As it is, Mo’ne spends a lot of time in Williamsport signing stuff — baseballs, caps, etc., for her new fans. But some of that stuff has ended up on eBay. And this the battle lines have been drawn. Some, like Little League Inc. CEO Steve Keener, think that’s not a great idea.
“I think it’s ridiculous. That’s absurd,” said Keener. “(But) I don’t know how you would ever control it.”
Others are OK with it. Brandon Steiner, owner of Steiner Sports, told USA Today that he was ready to pay Davis a $100,000 deal to sign memorabilia, but that he reconsidered because it could be against NCAA rules. Davis is even better at basketball than she is at baseball, and wants to one day play for UConn.
“I wouldn’t want to get in the way of that, those being the rules,” Steiner said. “But would I love to call her up and say, ‘Let’s go sign 1,000 baseballs right now, being that I love what you’ve accomplished and what you’ve done?’ A hundred percent.”
“I’d get my butt up to Williamsport and get something worked out with her parents and her and get some good product online.”

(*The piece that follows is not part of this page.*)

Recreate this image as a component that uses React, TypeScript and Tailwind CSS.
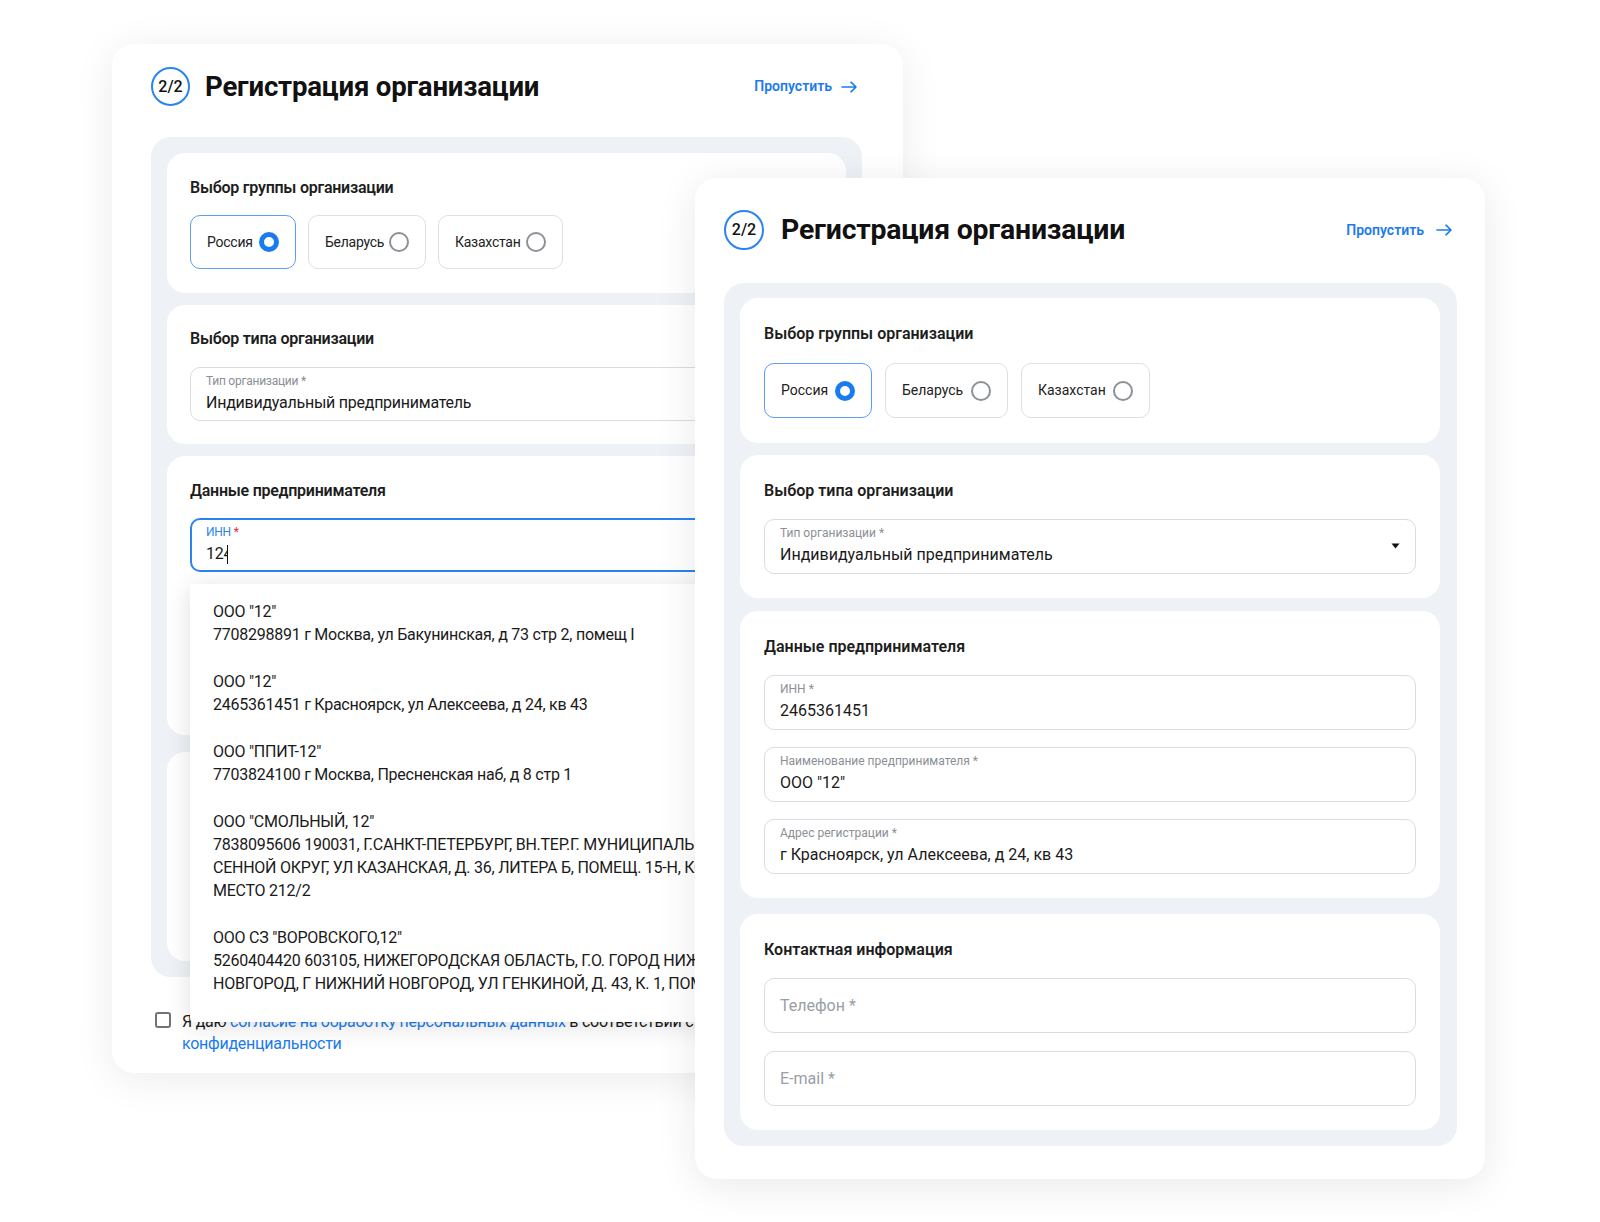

For the record, a federal judge recently ruled that an athlete can earn money from their name and likeness, but only up to $5,000, and even that would be deferred until their eligibility expires. No one’s really sure what that means for someone like Mo’ne, who at 13 is still five years away from college,
Anyway, you kind of get the feeling here that the whole Mo’Ne movement is getting out of hand. She just recently landed the cover of Sports Illustrated, which of course means the Sports Illustrate curse. And she did lose on Wednesday.
Her team, however, is still alive at Williamsport. Philadelphia meets the team from Chicago tonight at 7:30 (ET), with the winner moving on to play Las Vegas for the U.S. championship. That winner would meet either Mexico or Japan for international title.
According to Darren Rovell, Thunder forward Kevin Durant has a massive sponsorship deal from Under Armour on the table that could be worth $285 million over 10 years, with incentives like a community center built in his mother’s name. Like a restricted free agent, Durant’s former sponsor, Nike, has the chance to match the offer and retain Durant, but either way — he’s getting paid.
With an annual salary between 26.5 million and $28.5 million, Durant will make substantially more money from hawking sports apparal for either company than he will playing basketball — the Thunder will pay him $18,995,624 this year and $20,158,622 in 2015-16. As Rovell puts in perfectly Rovellian terms: “in money alone, Durant would be more an employee of Under Armour than he is of the Thunder.”
This is an enormous investment for UA, not just because only 1 percent of its multi-billion dollar revenue comes from basketball shoe sales. UA will be banking on Durant’s star and brand to keep rising, even though Durant sold just $175 million worth of his signature Nike sneakers last year, compared to $300 million for LeBron James. Forbes recently estimated that LeBron makes about $20 million a year from his deal with Nike.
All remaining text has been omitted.